Problem description :: Copy out the complete listing, word for word.

Data shown ::
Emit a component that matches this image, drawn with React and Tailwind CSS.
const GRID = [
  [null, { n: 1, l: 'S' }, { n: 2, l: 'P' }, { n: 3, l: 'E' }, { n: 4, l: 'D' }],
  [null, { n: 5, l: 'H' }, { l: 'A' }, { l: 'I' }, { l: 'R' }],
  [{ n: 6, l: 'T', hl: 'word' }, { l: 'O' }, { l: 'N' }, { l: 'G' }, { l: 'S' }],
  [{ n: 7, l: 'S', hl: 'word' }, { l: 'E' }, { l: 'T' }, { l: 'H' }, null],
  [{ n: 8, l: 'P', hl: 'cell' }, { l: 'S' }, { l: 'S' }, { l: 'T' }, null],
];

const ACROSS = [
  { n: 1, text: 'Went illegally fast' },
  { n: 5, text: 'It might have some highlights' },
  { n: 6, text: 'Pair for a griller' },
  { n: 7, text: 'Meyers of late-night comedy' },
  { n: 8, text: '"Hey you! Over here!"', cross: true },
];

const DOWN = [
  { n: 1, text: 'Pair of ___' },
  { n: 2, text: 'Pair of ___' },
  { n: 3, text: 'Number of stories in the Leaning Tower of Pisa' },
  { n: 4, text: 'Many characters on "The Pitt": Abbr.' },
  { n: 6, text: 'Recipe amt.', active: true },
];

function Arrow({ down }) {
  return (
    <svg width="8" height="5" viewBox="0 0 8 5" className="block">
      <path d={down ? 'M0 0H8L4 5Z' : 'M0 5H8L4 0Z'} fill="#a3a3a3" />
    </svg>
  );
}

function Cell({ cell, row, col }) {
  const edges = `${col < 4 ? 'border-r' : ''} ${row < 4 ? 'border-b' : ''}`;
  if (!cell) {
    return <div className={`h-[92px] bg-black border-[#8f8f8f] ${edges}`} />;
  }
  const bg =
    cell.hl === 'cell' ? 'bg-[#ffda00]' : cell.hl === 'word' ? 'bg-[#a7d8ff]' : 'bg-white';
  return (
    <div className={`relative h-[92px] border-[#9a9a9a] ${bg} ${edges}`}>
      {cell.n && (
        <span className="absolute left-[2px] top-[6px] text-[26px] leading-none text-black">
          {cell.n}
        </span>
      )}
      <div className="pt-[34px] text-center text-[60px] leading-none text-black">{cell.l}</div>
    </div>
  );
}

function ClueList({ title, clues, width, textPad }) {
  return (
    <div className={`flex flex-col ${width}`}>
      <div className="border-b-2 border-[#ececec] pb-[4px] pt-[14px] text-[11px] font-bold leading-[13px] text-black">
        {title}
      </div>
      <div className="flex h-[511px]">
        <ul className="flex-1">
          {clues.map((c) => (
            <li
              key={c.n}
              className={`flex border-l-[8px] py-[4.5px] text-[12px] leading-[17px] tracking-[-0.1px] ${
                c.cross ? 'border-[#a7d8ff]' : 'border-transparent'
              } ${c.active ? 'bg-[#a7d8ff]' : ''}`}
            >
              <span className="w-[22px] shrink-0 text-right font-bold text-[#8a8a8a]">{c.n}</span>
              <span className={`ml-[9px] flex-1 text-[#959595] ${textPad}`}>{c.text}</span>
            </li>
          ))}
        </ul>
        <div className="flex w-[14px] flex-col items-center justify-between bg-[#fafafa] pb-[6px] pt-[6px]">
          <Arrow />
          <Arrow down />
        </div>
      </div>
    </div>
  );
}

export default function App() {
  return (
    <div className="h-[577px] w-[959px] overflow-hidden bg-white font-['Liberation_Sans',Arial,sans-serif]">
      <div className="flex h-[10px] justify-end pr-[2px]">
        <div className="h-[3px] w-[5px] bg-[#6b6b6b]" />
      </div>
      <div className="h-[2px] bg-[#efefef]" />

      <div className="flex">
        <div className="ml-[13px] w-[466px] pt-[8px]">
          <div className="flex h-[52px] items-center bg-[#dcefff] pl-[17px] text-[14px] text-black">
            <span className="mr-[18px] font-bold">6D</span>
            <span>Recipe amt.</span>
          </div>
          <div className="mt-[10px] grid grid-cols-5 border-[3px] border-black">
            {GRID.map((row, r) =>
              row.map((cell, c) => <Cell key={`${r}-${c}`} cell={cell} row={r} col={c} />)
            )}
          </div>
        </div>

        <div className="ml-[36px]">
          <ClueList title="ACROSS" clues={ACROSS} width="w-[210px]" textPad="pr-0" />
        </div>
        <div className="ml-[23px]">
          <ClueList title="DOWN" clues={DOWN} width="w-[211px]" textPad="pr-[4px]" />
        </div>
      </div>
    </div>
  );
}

Solution to the exercise ::
Emit a component that matches this image, drawn with React and Tailwind CSS.
const GRID = [
  [null, { n: 1, l: 'S' }, { n: 2, l: 'P' }, { n: 3, l: 'E' }, { n: 4, l: 'D' }],
  [null, { n: 5, l: 'H' }, { l: 'A' }, { l: 'I' }, { l: 'R' }],
  [{ n: 6, l: 'T', hl: 'word' }, { l: 'O' }, { l: 'N' }, { l: 'G' }, { l: 'S' }],
  [{ n: 7, l: 'S', hl: 'word' }, { l: 'E' }, { l: 'T' }, { l: 'H' }, null],
  [{ n: 8, l: 'P', hl: 'cell' }, { l: 'S' }, { l: 'S' }, { l: 'T' }, null],
];

const ACROSS = [
  { n: 1, text: 'Went illegally fast' },
  { n: 5, text: 'It might have some highlights' },
  { n: 6, text: 'Pair for a griller' },
  { n: 7, text: 'Meyers of late-night comedy' },
  { n: 8, text: '"Hey you! Over here!"', cross: true },
];

const DOWN = [
  { n: 1, text: 'Pair of ___' },
  { n: 2, text: 'Pair of ___' },
  { n: 3, text: 'Number of stories in the Leaning Tower of Pisa' },
  { n: 4, text: 'Many characters on "The Pitt": Abbr.' },
  { n: 6, text: 'Recipe amt.', active: true },
];

function Arrow({ down }) {
  return (
    <svg width="8" height="5" viewBox="0 0 8 5" className="block">
      <path d={down ? 'M0 0H8L4 5Z' : 'M0 5H8L4 0Z'} fill="#a3a3a3" />
    </svg>
  );
}

function Cell({ cell, row, col }) {
  const edges = `${col < 4 ? 'border-r' : ''} ${row < 4 ? 'border-b' : ''}`;
  if (!cell) {
    return <div className={`h-[92px] bg-black border-[#8f8f8f] ${edges}`} />;
  }
  const bg =
    cell.hl === 'cell' ? 'bg-[#ffda00]' : cell.hl === 'word' ? 'bg-[#a7d8ff]' : 'bg-white';
  return (
    <div className={`relative h-[92px] border-[#9a9a9a] ${bg} ${edges}`}>
      {cell.n && (
        <span className="absolute left-[2px] top-[6px] text-[26px] leading-none text-black">
          {cell.n}
        </span>
      )}
      <div className="pt-[34px] text-center text-[60px] leading-none text-black">{cell.l}</div>
    </div>
  );
}

function ClueList({ title, clues, width, textPad }) {
  return (
    <div className={`flex flex-col ${width}`}>
      <div className="border-b-2 border-[#ececec] pb-[4px] pt-[14px] text-[11px] font-bold leading-[13px] text-black">
        {title}
      </div>
      <div className="flex h-[511px]">
        <ul className="flex-1">
          {clues.map((c) => (
            <li
              key={c.n}
              className={`flex border-l-[8px] py-[4.5px] text-[12px] leading-[17px] tracking-[-0.1px] ${
                c.cross ? 'border-[#a7d8ff]' : 'border-transparent'
              } ${c.active ? 'bg-[#a7d8ff]' : ''}`}
            >
              <span className="w-[22px] shrink-0 text-right font-bold text-[#8a8a8a]">{c.n}</span>
              <span className={`ml-[9px] flex-1 text-[#959595] ${textPad}`}>{c.text}</span>
            </li>
          ))}
        </ul>
        <div className="flex w-[14px] flex-col items-center justify-between bg-[#fafafa] pb-[6px] pt-[6px]">
          <Arrow />
          <Arrow down />
        </div>
      </div>
    </div>
  );
}

export default function App() {
  return (
    <div className="h-[577px] w-[959px] overflow-hidden bg-white font-['Liberation_Sans',Arial,sans-serif]">
      <div className="flex h-[10px] justify-end pr-[2px]">
        <div className="h-[3px] w-[5px] bg-[#6b6b6b]" />
      </div>
      <div className="h-[2px] bg-[#efefef]" />

      <div className="flex">
        <div className="ml-[13px] w-[466px] pt-[8px]">
          <div className="flex h-[52px] items-center bg-[#dcefff] pl-[17px] text-[14px] text-black">
            <span className="mr-[18px] font-bold">6D</span>
            <span>Recipe amt.</span>
          </div>
          <div className="mt-[10px] grid grid-cols-5 border-[3px] border-black">
            {GRID.map((row, r) =>
              row.map((cell, c) => <Cell key={`${r}-${c}`} cell={cell} row={r} col={c} />)
            )}
          </div>
        </div>

        <div className="ml-[36px]">
          <ClueList title="ACROSS" clues={ACROSS} width="w-[210px]" textPad="pr-0" />
        </div>
        <div className="ml-[23px]">
          <ClueList title="DOWN" clues={DOWN} width="w-[211px]" textPad="pr-[4px]" />
        </div>
      </div>
    </div>
  );
}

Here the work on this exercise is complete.